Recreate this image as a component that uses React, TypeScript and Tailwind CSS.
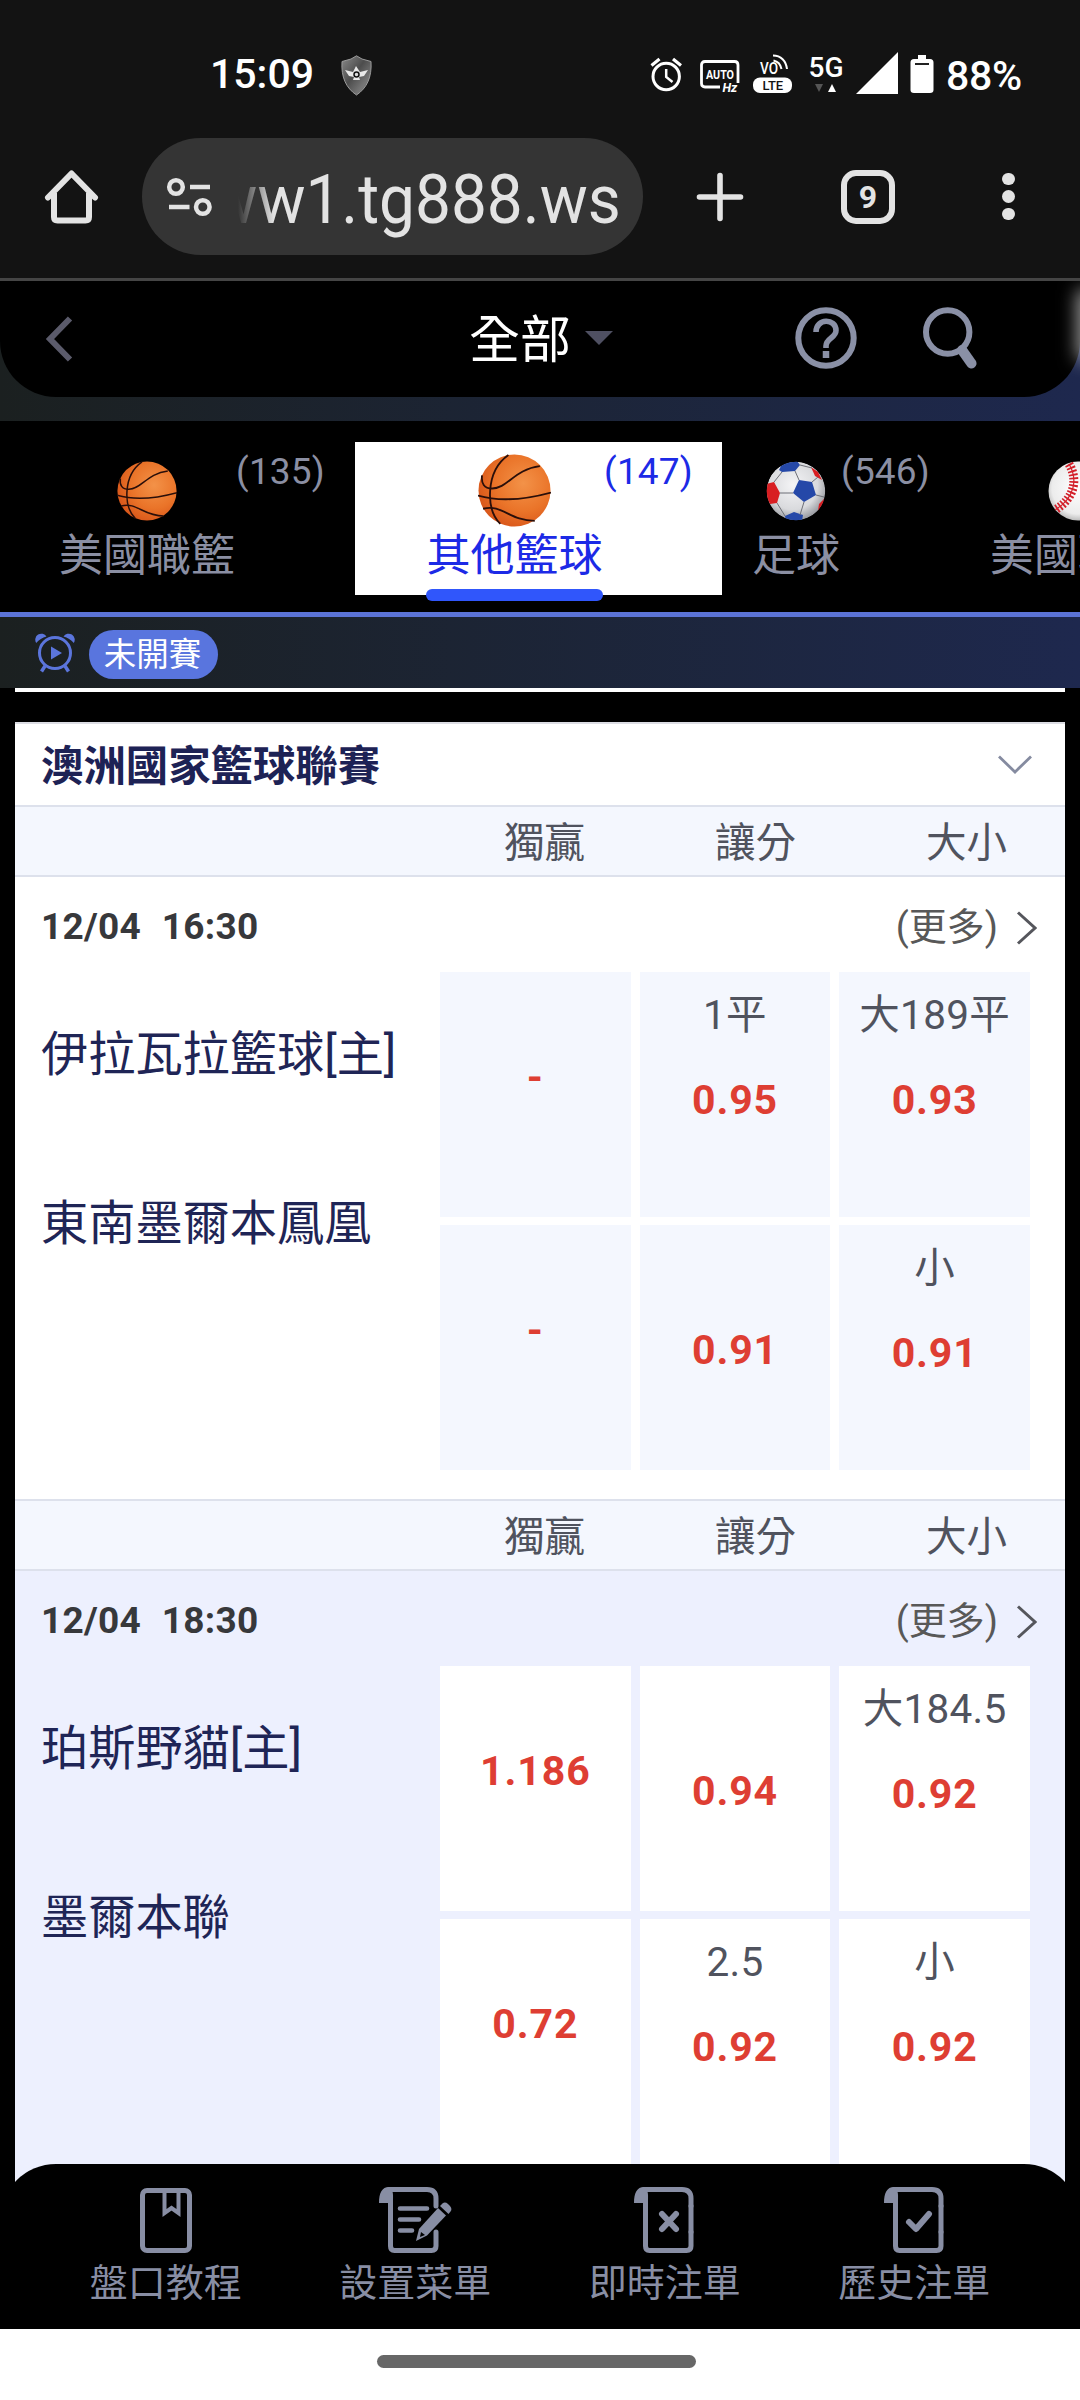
import type { ReactNode } from "react";

interface Odds {
  line?: string;
  price: string;
}

interface Match {
  time: string;
  home: string;
  away: string;
  shaded?: boolean;
  odds: Odds[];
}

const matches: Match[] = [
  {
    time: "12/04  16:30",
    home: "伊拉瓦拉籃球[主]",
    away: "東南墨爾本鳳凰",
    odds: [
      { price: "-" },
      { line: "1平", price: "0.95" },
      { line: "大189平", price: "0.93" },
      { price: "-" },
      { line: "", price: "0.91" },
      { line: "小", price: "0.91" },
    ],
  },
  {
    time: "12/04  18:30",
    home: "珀斯野貓[主]",
    away: "墨爾本聯",
    shaded: true,
    odds: [
      { price: "1.186" },
      { line: "", price: "0.94" },
      { line: "大184.5", price: "0.92" },
      { price: "0.72" },
      { line: "2.5", price: "0.92" },
      { line: "小", price: "0.92" },
    ],
  },
];

/* ---------- sport balls ---------- */

function Basketball({ size }: { size: number }) {
  return (
    <svg width={size} height={size} viewBox="0 0 72 72" className="shrink-0">
      <defs>
        <radialGradient id="basket" cx="0.62" cy="0.4" r="0.65">
          <stop offset="0" stopColor="#f39248" />
          <stop offset="0.6" stopColor="#ea7429" />
          <stop offset="1" stopColor="#d9571a" />
        </radialGradient>
      </defs>
      <circle cx="36" cy="36" r="35.5" fill="url(#basket)" />
      <g fill="none" stroke="#2a0f0a" strokeWidth="1.8">
        <path d="M30 1C20 8 13 20 12 36C11 50 15 62 22 69" />
        <path d="M4 21C3 29 6 34 14 34C29 34 36 15 61 12" />
        <path d="M0 41C24 48 50 44 72 38" />
        <path d="M5 54C24 49 31 66 56 66" />
      </g>
    </svg>
  );
}

function SoccerBall() {
  return (
    <svg width="60" height="60" viewBox="0 0 60 60" className="shrink-0">
      <defs>
        <radialGradient id="soccer" cx="0.45" cy="0.4" r="0.6">
          <stop offset="0" stopColor="#f4f4f6" />
          <stop offset="0.7" stopColor="#d9dadd" />
          <stop offset="1" stopColor="#9a9ca2" />
        </radialGradient>
        <clipPath id="soccerClip">
          <circle cx="30" cy="30" r="29.3" />
        </clipPath>
      </defs>
      <g clipPath="url(#soccerClip)">
        <circle cx="30" cy="30" r="29.3" fill="url(#soccer)" />
        <path d="M13 9L17 1L31 0L34 4L29 10L16 11Z" fill="#2548a8" />
        <path d="M33 19L46 21L50 34L38 41L27 32Z" fill="#2548a8" />
        <path d="M19 55L28 51L37 54L36 60H20Z" fill="#2548a8" />
        <path d="M0 23L8 21L14 32L11 42L4 43L0 36Z" fill="#d81e22" />
        <path d="M45 6L52 11L56 19L49 15Z" fill="#d81e22" />
        <path d="M53 43L60 36L57 47L52 50Z" fill="#d81e22" />
        <g fill="none" stroke="#6d6f76" strokeWidth="1">
          <path d="M16 11L8 21M29 10L33 19M14 32L27 32M38 41L34 54M11 42L19 55M46 21L52 16M50 34L58 36M34 4L46 7" />
        </g>
      </g>
    </svg>
  );
}

function Baseball() {
  return (
    <svg width="60" height="60" viewBox="0 0 60 60" className="shrink-0">
      <defs>
        <radialGradient id="baseball" cx="0.5" cy="0.45" r="0.55">
          <stop offset="0" stopColor="#ffffff" />
          <stop offset="0.8" stopColor="#ececec" />
          <stop offset="1" stopColor="#bdbdbd" />
        </radialGradient>
      </defs>
      <circle cx="30" cy="30" r="29.5" fill="url(#baseball)" />
      <path d="M21 3C30 18 27 37 7 49" fill="none" stroke="#d3202a" strokeWidth="9" strokeDasharray="1.8 1.8" />
      <path d="M21 3C30 18 27 37 7 49" fill="none" stroke="#d3202a" strokeWidth="1.2" />
    </svg>
  );
}

/* ---------- status bar ---------- */

function StatusBar() {
  return (
    <div className="flex h-[138px] shrink-0 items-start pl-[210px] pt-[49px] text-white">
      <span className="h-[50px] w-[103px] text-[41px] font-medium leading-[50px]">15:09</span>
      <svg width="31" height="41" viewBox="0 0 31 41" className="ml-[28px] mt-[6px]">
        <defs>
          <linearGradient id="shield" x1="0" y1="0" x2="1" y2="1">
            <stop offset="0" stopColor="#8a8a8a" />
            <stop offset="0.45" stopColor="#4d4d4d" />
            <stop offset="0.75" stopColor="#777" />
            <stop offset="1" stopColor="#444" />
          </linearGradient>
        </defs>
        <path d="M15.500 .8L21 4L30 6.500C31 22 26 33 15.500 40C5 33 0 22 1 6.500L10 4Z" fill="url(#shield)" stroke="#9b9b9b" strokeWidth="1" />
        <path d="M4 15L12 17L15 11L19 17L27 15L23 21L18 22L19 25H12L13 22L8 21Z" fill="#e8e8e8" />
        <circle cx="15.500" cy="19.500" r="2.500" fill="#ddd" stroke="#111" strokeWidth="1.500" />
      </svg>

      {/* alarm */}
      <svg width="32" height="35" viewBox="0 0 32 35" className="ml-[278px] mt-[8px]" fill="none" stroke="#fff">
        <circle cx="16.200" cy="19.500" r="13.200" strokeWidth="3" />
        <path d="M16.200 12V20L22.500 25" strokeWidth="2.500" />
        <path d="M1.500 8.500L9.500 2M31 8.500L23 2" strokeWidth="3.200" />
      </svg>

      {/* auto hz */}
      <svg width="40" height="34" viewBox="0 0 40 34" className="ml-[18px] mt-[11px]">
        <path d="M20 27H5Q1.500 27 1.500 23.500V5Q1.500 1.500 5 1.500H34.500Q38 1.500 38 5V23" fill="none" stroke="#fff" strokeWidth="2.800" />
        <text x="6" y="18.500" fontSize="13" fontWeight="700" fill="#fff" textLength="28" lengthAdjust="spacingAndGlyphs">AUTO</text>
        <text x="22.500" y="32" fontSize="12.500" fontWeight="700" fontStyle="italic" fill="#fff">Hz</text>
      </svg>

      {/* volte */}
      <svg width="41" height="40" viewBox="0 0 41 40" className="ml-[12px] mt-[5px]">
        <text x="8" y="20" fontSize="16" fontWeight="500" fill="#fff" textLength="18" lengthAdjust="spacingAndGlyphs">VO</text>
        <g fill="none" stroke="#fff" strokeWidth="2">
          <path d="M21.500 6.500C26 7.500 28.500 10 29.500 15M21 1.500C29 1.500 34 7 35 15" />
        </g>
        <rect x="1" y="23.500" width="39" height="15.500" rx="7" fill="#fff" />
        <text x="10.500" y="36" fontSize="13" fontWeight="500" fill="#131313">LTE</text>
      </svg>

      {/* 5G */}
      <div className="ml-[15px] mt-[6px] flex w-[36px] flex-col items-center">
        <span className="h-[26px] text-[28px] font-medium leading-[26px]">5G</span>
        <svg width="24" height="8" viewBox="0 0 24 8" className="mt-[3px]">
          <path d="M1 0H9L5 8Z" fill="#555" />
          <path d="M14 8H22L18 0Z" fill="#fff" />
        </svg>
      </div>

      <svg width="42" height="42" viewBox="0 0 42 42" className="ml-[12px] mt-[3px]">
        <path d="M42 0V42H0Z" fill="#fff" />
      </svg>
      <svg width="24" height="39" viewBox="0 0 24 39" className="ml-[12px] mt-[6px]">
        <path d="M8 0H16V4H20Q23.500 4 23.500 7.500V35Q23.500 38 20 38H4Q.5 38 .5 35V7.500Q.5 4 4 4H8Z" fill="#fff" />
        <path d="M5 9H19" stroke="#222" strokeWidth="2" />
      </svg>
      <span className="ml-[12px] h-[50px] text-[41px] font-medium leading-[54px] tracking-[-0.3px]">88%</span>
    </div>
  );
}

/* ---------- browser toolbar ---------- */

function BrowserBar() {
  return (
    <div className="flex h-[117px] shrink-0 items-center">
      <svg width="56" height="56" viewBox="0 0 56 56" className="ml-[44px]" fill="none" stroke="#e3e3e3" strokeWidth="6" strokeLinecap="round" strokeLinejoin="round">
        <path d="M4 28.500L27.500 4.500L51 28.500" />
        <path d="M10 24V48Q10 51.500 13.500 51.500H41.500Q45 51.500 45 48V24" strokeLinecap="butt" />
      </svg>

      <div className="ml-[42px] flex h-[117px] w-[501px] items-center rounded-full bg-[#343434]">
        <svg width="46" height="40" viewBox="0 0 46 40" className="ml-[24px]" fill="none" stroke="#e3e3e3" strokeWidth="4.500">
          <circle cx="10" cy="10" r="6.800" />
          <circle cx="36.800" cy="30" r="6.800" />
          <path d="M24 10H44M3 30H23.500" />
        </svg>
        <div className="relative ml-[26px] h-[90px] w-[384px] overflow-hidden">
          <span className="absolute right-[1px] top-[2px] origin-right scale-x-[0.94] whitespace-nowrap text-[68px] leading-[92px] text-[#e3e3e3]">
            www1.tg888.ws
          </span>
          <span className="absolute left-0 top-0 h-full w-[36px] bg-linear-to-r from-[#343434] to-[#34343400]" />
        </div>
      </div>

      <svg width="48" height="50" viewBox="0 0 48 50" className="ml-[53px]" stroke="#e3e3e3" strokeWidth="5.600" strokeLinecap="round">
        <path d="M24 3.500V46.500M3.500 25H44.500" />
      </svg>
      <div className="ml-[97px] flex h-[54px] w-[54px] items-center justify-center rounded-[15px] border-[6px] border-[#e3e3e3] text-[32px] font-bold text-[#e3e3e3]">
        9
      </div>
      <div className="ml-[107px] flex flex-col gap-[5px]">
        <span className="h-[12.5px] w-[12.5px] rounded-full bg-[#e3e3e3]" />
        <span className="h-[12.5px] w-[12.5px] rounded-full bg-[#e3e3e3]" />
        <span className="h-[12.5px] w-[12.5px] rounded-full bg-[#e3e3e3]" />
      </div>
    </div>
  );
}

/* ---------- site header ---------- */

function SiteHeader() {
  return (
    <div className="relative h-[140px] shrink-0 overflow-hidden bg-linear-to-r from-[#1b2020] to-[#1e284e]">
      <div className="flex h-[116px] items-center rounded-b-[56px] bg-black">
        <svg width="28" height="46" viewBox="0 0 28 46" className="ml-[45px] mt-[-1px]" fill="none" stroke="#5b5b6b" strokeWidth="6">
          <path d="M25 2.500L5 23L25 43.500" />
        </svg>
        <span className="ml-[396px] mt-[3px] w-[101px] whitespace-nowrap text-[51px] leading-[60px] text-white">全部</span>
        <svg width="28" height="14" viewBox="0 0 28 14" className="ml-[15px] mt-[-2px]">
          <path d="M0 0H28L14 14Z" fill="#4f5062" />
        </svg>
        <svg width="62" height="62" viewBox="0 0 62 62" className="ml-[182px] mt-[-3px]" fill="none" stroke="#8a90a6" strokeWidth="6">
          <circle cx="31" cy="31" r="27.700" />
          <path d="M21 25C21 11 41 11 41 23.500C41 31 31 31 31 39V41" strokeWidth="5.600" />
          <path d="M31 44V51" strokeWidth="6.500" />
        </svg>
        <svg width="56" height="62" viewBox="0 0 56 62" className="ml-[66px] mt-[-3px]" fill="none" stroke="#8a90a6">
          <circle cx="24.700" cy="25" r="21.700" strokeWidth="6" />
          <path d="M39 43L48.500 56.500" strokeWidth="10" strokeLinecap="round" />
        </svg>
      </div>
      <span className="absolute right-[-14px] top-[14px] h-[60px] w-[12px] bg-white shadow-[0_0_18px_5px_rgba(255,255,255,0.6)]" />
    </div>
  );
}

interface SportTabProps {
  name: string;
  count?: string;
  active?: boolean;
  className: string;
  children: ReactNode;
}

function SportTab({ name, count, active, className, children }: SportTabProps) {
  return (
    <div className={`flex h-[153px] shrink-0 ${active ? "bg-white text-[#1c2ae6]" : "text-[#8b8fa3]"} ${className}`}>
      <div className="flex flex-col items-center">
        <div className="flex h-[86px] shrink-0 items-center pt-[11px]">{children}</div>
        <span className="shrink-0 whitespace-nowrap text-[44px] leading-[56px]">{name}</span>
        {active && <span className="mt-[5px] h-[12px] w-[177px] shrink-0 rounded-full bg-[#3056fb]" />}
      </div>
      {count && <span className="mt-[7px] text-[37px] leading-[46px] tracking-[0.2px]">({count})</span>}
    </div>
  );
}

function SportTabs() {
  return (
    <div className="flex h-[196px] shrink-0 overflow-hidden border-b-[5px] border-[#5b73d6] bg-black pt-[21px]">
      <SportTab name="美國職籃" count="135" className="w-[355px] gap-[1px] pl-[59px]">
        <Basketball size={60} />
      </SportTab>
      <SportTab name="其他籃球" count="147" active className="w-[367px] gap-[1px] pl-[71px]">
        <Basketball size={73} />
      </SportTab>
      <SportTab name="足球" count="546" className="w-[268px] gap-[1px] pl-[30px]">
        <SoccerBall />
      </SportTab>
      <SportTab name="美國職棒" className="w-[300px]">
        <Baseball />
      </SportTab>
    </div>
  );
}

function PeriodBar() {
  return (
    <div className="flex h-[71px] shrink-0 items-center bg-linear-to-r from-[#1b2020] to-[#1e284e]">
      <svg width="40" height="40" viewBox="0 0 40 40" className="ml-[35px]" fill="none" stroke="#5b75dc" strokeWidth="3">
        <circle cx="20" cy="20" r="15.500" />
        <path d="M10 33L6.500 38.500M30 33L33.500 38.500" strokeWidth="3.500" />
        <path d="M1.200 10A6 6 0 1 1 11.500 3.500A21 21 0 0 0 1.200 10ZM38.800 10A6 6 0 1 0 28.500 3.500A21 21 0 0 1 38.800 10Z" fill="#5b75dc" stroke="none" />
        <path d="M16 13.500V26.500L27 20Z" fill="#5b75dc" stroke="none" />
      </svg>
      <span className="ml-[14px] mt-[3px] flex h-[49px] w-[129px] items-center justify-center rounded-full bg-[#5975de] pr-[2px] pt-[2px] text-[32.5px] text-white">
        未開賽
      </span>
    </div>
  );
}

/* ---------- odds table ---------- */

function OddsHeader() {
  return (
    <div className="flex h-[72px] shrink-0 items-center border-b-[2px] border-t-[2px] border-[#dde1ec] bg-[#f4f7fe] pl-[424px] pt-[5px] text-[40.5px] text-[#50535e]">
      <span className="w-[211px] shrink-0 text-center">獨贏</span>
      <span className="w-[211px] shrink-0 text-center">讓分</span>
      <span className="w-[211px] shrink-0 text-center">大小</span>
    </div>
  );
}

function OddsCell({ odds, shaded }: { odds: Odds; shaded?: boolean }) {
  return (
    <div className={`flex h-[245px] flex-col items-center ${shaded ? "bg-white" : "bg-[#f4f7fe]"}`}>
      {odds.line === undefined ? (
        <span className="mt-[75px] text-[41px] font-bold leading-[60px] tracking-[0.9px] text-[#de3e33]">{odds.price}</span>
      ) : (
        <>
          <span className="mt-[13px] h-[60px] text-[40.5px] leading-[60px] tracking-[0.3px] text-[#50535e]">{odds.line}</span>
          <span className={`${odds.line ? "mt-[25px]" : "mt-[22px]"} text-[41px] font-bold leading-[60px] tracking-[0.9px] text-[#de3e33]`}>
            {odds.price}
          </span>
        </>
      )}
    </div>
  );
}

function MatchRow({ match }: { match: Match }) {
  return (
    <div className={`h-[622px] shrink-0 ${match.shaded ? "bg-[#edf0fe]" : "bg-white"}`}>
      <div className="flex h-[95px] items-center justify-between pl-[26px] pr-[28px] pt-[6px]">
        <span className="mt-[-2px] whitespace-pre text-[37px] font-bold tracking-[0.3px] text-[#37383b] [word-spacing:0.8px]">
          {match.time}
        </span>
        <div className="flex items-center gap-[18px] text-[38px] text-[#585858]">
          <span>(更多)</span>
          <svg width="21" height="34" viewBox="0 0 21 34" fill="none" stroke="#55565c" strokeWidth="3">
            <path d="M2 1.500L19 17L2 32.500" />
          </svg>
        </div>
      </div>
      <div className="flex">
        <div className="w-[425px] pl-[26px] text-[47.2px] text-[#1f2556]">
          <p className="mt-[48px] h-[70px] whitespace-nowrap leading-[70px]">{match.home}</p>
          <p className="mt-[99px] h-[70px] whitespace-nowrap leading-[70px]">{match.away}</p>
        </div>
        <div className="grid w-[590px] grid-cols-3 gap-x-[9px] gap-y-[8px]">
          {match.odds.map((o, i) => (
            <OddsCell key={i} odds={o} shaded={match.shaded} />
          ))}
        </div>
      </div>
    </div>
  );
}

function LeagueList() {
  return (
    <div className="h-[1642px] shrink-0 overflow-hidden bg-black px-[15px]">
      <div className="mb-[30px] h-[4px] bg-white" />
      <div className="flex h-[83px] items-center justify-between border-t-[2px] border-[#dcdde4] bg-white pl-[26px] pr-[32px]">
        <h2 className="pt-[4px] text-[42.4px] font-bold text-[#1d2255]">澳洲國家籃球聯賽</h2>
        <svg width="36" height="20" viewBox="0 0 36 20" fill="none" stroke="#858ba0" strokeWidth="2.800">
          <path d="M2 1.500L18 17L34 1.500" />
        </svg>
      </div>
      {matches.map((m) => (
        <div key={m.time}>
          <OddsHeader />
          <MatchRow match={m} />
        </div>
      ))}
    </div>
  );
}

/* ---------- bottom navigation ---------- */

function Sheet({ children, cut }: { children: ReactNode; cut?: boolean }) {
  return (
    <svg width="74" height="68" viewBox="0 0 74 68" fill="none" stroke="#888ea4" strokeWidth="5" strokeLinecap="round" strokeLinejoin="round">
      <path d="M10 3.500H48Q57 3.500 57 12.500V20" />
      <path d="M57 20V46" stroke={cut ? "none" : "#888ea4"} />
      <path d="M57 46V60Q57 64.500 52.500 64.500H15.500Q11.500 64.500 11.500 60V16" />
      <path d="M0 17C0 7 3 1 10 1C15 4 14 9 14 17Z" fill="#888ea4" stroke="none" />
      {children}
    </svg>
  );
}

function NavItem({ label, children }: { label: string; children: ReactNode }) {
  return (
    <div className="flex flex-1 flex-col items-center">
      <div className="h-[68px]">{children}</div>
      <span className="mt-[4px] text-[38px] leading-[50px]">{label}</span>
    </div>
  );
}

function BottomNav() {
  return (
    <nav className="relative -mt-[77px] flex h-[165px] shrink-0 rounded-t-[56px] bg-black px-[41px] pt-[22px] text-[#888ea4]">
      <NavItem label="盤口教程">
        <svg width="54" height="68" viewBox="0 0 54 68" fill="none" stroke="#888ea4" strokeWidth="5">
          <rect x="3.500" y="4.500" width="47" height="60" rx="4.500" />
          <path d="M25.500 5V27L32.500 22L39.500 27V5" strokeWidth="4" />
        </svg>
      </NavItem>
      <NavItem label="設置菜單">
        <div className="pl-[2px]">
          <Sheet cut>
            <path d="M21 22.500H48M21 33.500H40M21 44.500H33" strokeWidth="4.600" />
            <path d="M37 55L40 43L59 22L67 29.500L48 49.500Z" fill="#888ea4" stroke="none" />
            <path d="M61 20L63.500 17.500Q66 15.500 69 18L71 20Q73.500 23 71.500 25.500L69.500 28Z" fill="#888ea4" stroke="none" />
            <path d="M42 46L46 49L41 51Z" fill="#000" stroke="none" />
          </Sheet>
        </div>
      </NavItem>
      <NavItem label="即時注單">
        <div className="pl-[13px]">
          <Sheet>
            <path d="M28 28L42 43M42 28L28 43" strokeWidth="6" />
          </Sheet>
        </div>
      </NavItem>
      <NavItem label="歷史注單">
        <div className="pl-[13px]">
          <Sheet>
            <path d="M25 36L32 43L45 28" strokeWidth="6" />
          </Sheet>
        </div>
      </NavItem>
    </nav>
  );
}

export default function App() {
  return (
    <div className="flex h-[2400px] w-[1080px] flex-col overflow-hidden bg-white font-['Roboto','Noto_Sans_CJK_TC',sans-serif]">
      <div className="flex h-[281px] shrink-0 flex-col border-b-[3px] border-[#454545] bg-[#131313]">
        <StatusBar />
        <BrowserBar />
      </div>
      <SiteHeader />
      <SportTabs />
      <PeriodBar />
      {/* list runs under the rounded top corners of the nav */}
      <div className="h-[1553px] shrink-0 overflow-hidden bg-black">
        <LeagueList />
      </div>
      <BottomNav />
      <div className="flex flex-1 justify-center pr-[7px] pt-[26px]">
        <span className="h-[13px] w-[319px] rounded-full bg-[#676767]" />
      </div>
    </div>
  );
}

*Exercise goal*: Repeat the lines above, starting at the first and stopping after the line that holds "balls ---------- */", with the pictures left out.

*Solved problem*:
Recreate this image as a component that uses React, TypeScript and Tailwind CSS.
import type { ReactNode } from "react";

interface Odds {
  line?: string;
  price: string;
}

interface Match {
  time: string;
  home: string;
  away: string;
  shaded?: boolean;
  odds: Odds[];
}

const matches: Match[] = [
  {
    time: "12/04  16:30",
    home: "伊拉瓦拉籃球[主]",
    away: "東南墨爾本鳳凰",
    odds: [
      { price: "-" },
      { line: "1平", price: "0.95" },
      { line: "大189平", price: "0.93" },
      { price: "-" },
      { line: "", price: "0.91" },
      { line: "小", price: "0.91" },
    ],
  },
  {
    time: "12/04  18:30",
    home: "珀斯野貓[主]",
    away: "墨爾本聯",
    shaded: true,
    odds: [
      { price: "1.186" },
      { line: "", price: "0.94" },
      { line: "大184.5", price: "0.92" },
      { price: "0.72" },
      { line: "2.5", price: "0.92" },
      { line: "小", price: "0.92" },
    ],
  },
];

/* ---------- sport balls ---------- */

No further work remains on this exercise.